Chime Gonpo, 41 was detained on March 18, 2008 for staging a peaceful protest against the Chinese government in Karzez, eastern Tibet. Minutes after Gonpo along with ten other Tibetans began calling for the return of the Dalai Lama and freedom in Tibet, local armed police arrived and started beating the protesters before taking them away.

According to the Dharamshala based rights group Tibetan Centre for Human Rights and Democracy, Gonpo’s relatives began to notice “drastic changes” in his health soon after he was released in March last year.

He began to “lose weight and his body turned darker day by day,” TCHRD quoted Gonpo’s niece Nyidon, who recently escaped to India, as saying.

When hospitals in the region failed to diagnose Gonpo’s condition, his family took him to a hospital in Beijing where doctors declared he was suffering from hepatitis and kidney disease.

Nyidon told TCHRD that her family suspects the failing health of her Uncle, who used to be a healthy and energetic man before his arrest, was due to the “beatings and tortures he suffered during his three year imprisonment.”

Even as Gonpo is recuperating at his home, the local police continue to make weekly visits to interrogate him and to check whether he has left without their knowledge, TCHRD said.

Gonpo’s family continues to be under surveillance of security officials and their movements and activities are constantly monitored and controlled.

“It is normal for family members and relatives of a former or current political prisoner to face many hardships at the hands of the police and other government officials,” Nyidon told TCHRD.

Nyidon also recalls names of a few others who were sentenced along with her Uncle Gonpo, including Nyiga, 50 from Sershul and Goga, 45 from Kardze, who were sentenced to eight and three years respectively.

In January 2012, Lobsang Khedup, 39, a monk from the Kirti monastery was released after serving one year of his three-year sentence upon suffering waist-down paralysis due to torture and indiscriminate beatings by Chinese prison guards.
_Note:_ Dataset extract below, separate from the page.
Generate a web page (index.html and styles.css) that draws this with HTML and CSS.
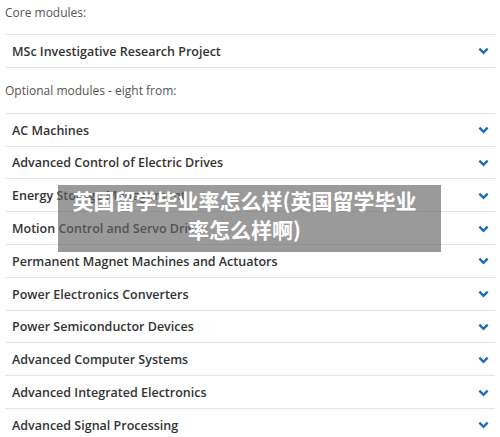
FILE: index.html
```html
<!DOCTYPE html>
<html lang="en">
<head>
  <meta charset="UTF-8">
  <meta name="viewport" content="width=device-width, initial-scale=1.0">
  <title>Course modules</title>
  <link rel="stylesheet" href="styles.css">
</head>
<body>
  <div class="modules">
    <p class="group-label first">Core modules:</p>
    <ul class="module-list">
      <li class="module">MSc Investigative Research Project<svg class="chevron" viewBox="0 0 12 8"><path d="M1.5 1.5 6 6l4.5-4.5"/></svg></li>
    </ul>

    <p class="group-label">Optional modules - eight from:</p>
    <ul class="module-list">
      <li class="module">AC Machines<svg class="chevron" viewBox="0 0 12 8"><path d="M1.5 1.5 6 6l4.5-4.5"/></svg></li>
      <li class="module">Advanced Control of Electric Drives<svg class="chevron" viewBox="0 0 12 8"><path d="M1.5 1.5 6 6l4.5-4.5"/></svg></li>
      <li class="module">Energy Storage Management<svg class="chevron" viewBox="0 0 12 8"><path d="M1.5 1.5 6 6l4.5-4.5"/></svg></li>
      <li class="module">Motion Control and Servo Drives<svg class="chevron" viewBox="0 0 12 8"><path d="M1.5 1.5 6 6l4.5-4.5"/></svg></li>
      <li class="module">Permanent Magnet Machines and Actuators<svg class="chevron" viewBox="0 0 12 8"><path d="M1.5 1.5 6 6l4.5-4.5"/></svg></li>
      <li class="module">Power Electronics Converters<svg class="chevron" viewBox="0 0 12 8"><path d="M1.5 1.5 6 6l4.5-4.5"/></svg></li>
      <li class="module">Power Semiconductor Devices<svg class="chevron" viewBox="0 0 12 8"><path d="M1.5 1.5 6 6l4.5-4.5"/></svg></li>
      <li class="module">Advanced Computer Systems<svg class="chevron" viewBox="0 0 12 8"><path d="M1.5 1.5 6 6l4.5-4.5"/></svg></li>
      <li class="module">Advanced Integrated Electronics<svg class="chevron" viewBox="0 0 12 8"><path d="M1.5 1.5 6 6l4.5-4.5"/></svg></li>
      <li class="module">Advanced Signal Processing<svg class="chevron" viewBox="0 0 12 8"><path d="M1.5 1.5 6 6l4.5-4.5"/></svg></li>
    </ul>
  </div>

  <div class="caption">英国留学毕业率怎么样(英国留学毕业率怎么样啊)</div>
</body>
</html>
```

FILE: styles.css
```css
body {
  margin: 0;
  background-color: #fff;
  font-family: 'Open Sans', 'Noto Sans', sans-serif;
  overflow: hidden;
}

.modules {
  padding: 0 5px;
}

.group-label {
  margin: 0;
  padding: 14px 0 13px;
  font-size: 12px;
  line-height: 18px;
  color: #555;
}

.group-label.first {
  padding: 4px 0 12px;
}

.module-list {
  list-style: none;
  margin: 0;
  padding: 0;
  border-bottom: 1px solid #e3e3e3;
}

.module {
  display: flex;
  align-items: center;
  justify-content: space-between;
  height: 30.8px;
  padding: 1px 6px 0 7px;
  border-top: 1px solid #e3e3e3;
  font-size: 12.5px;
  font-weight: 600;
  color: #333;
  white-space: nowrap;
}

.chevron {
  width: 11px;
  height: 8px;
  fill: none;
  stroke: #1a6bb8;
  stroke-width: 2.6;
}

/* grey title banner laid over the list */
.caption {
  position: absolute;
  left: 58px;
  top: 185px;
  width: 359px;
  height: 58px;
  padding: 1px 17px 8px 7px;
  background-color: rgba(100, 100, 100, 0.65);
  color: #fff;
  font-family: 'Noto Sans CJK SC', sans-serif;
  font-size: 21px;
  font-weight: 700;
  line-height: 29px;
  text-align: center;
}
```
The prison guards ascertained that he had minimal chances of recovery.

Late last year, Norlha Ashagtsang, a political prisoner passed away as a result of torture suffered in Chinese detention. He succumbed to his injuries sustained during prolonged torture sessions in Lhasa just weeks after his released on medical parole.

London based Free Tibet notes that in Tibet “it is common practice for seriously or terminally injured prisoners to be released in order to reduce the number of deaths in detention.”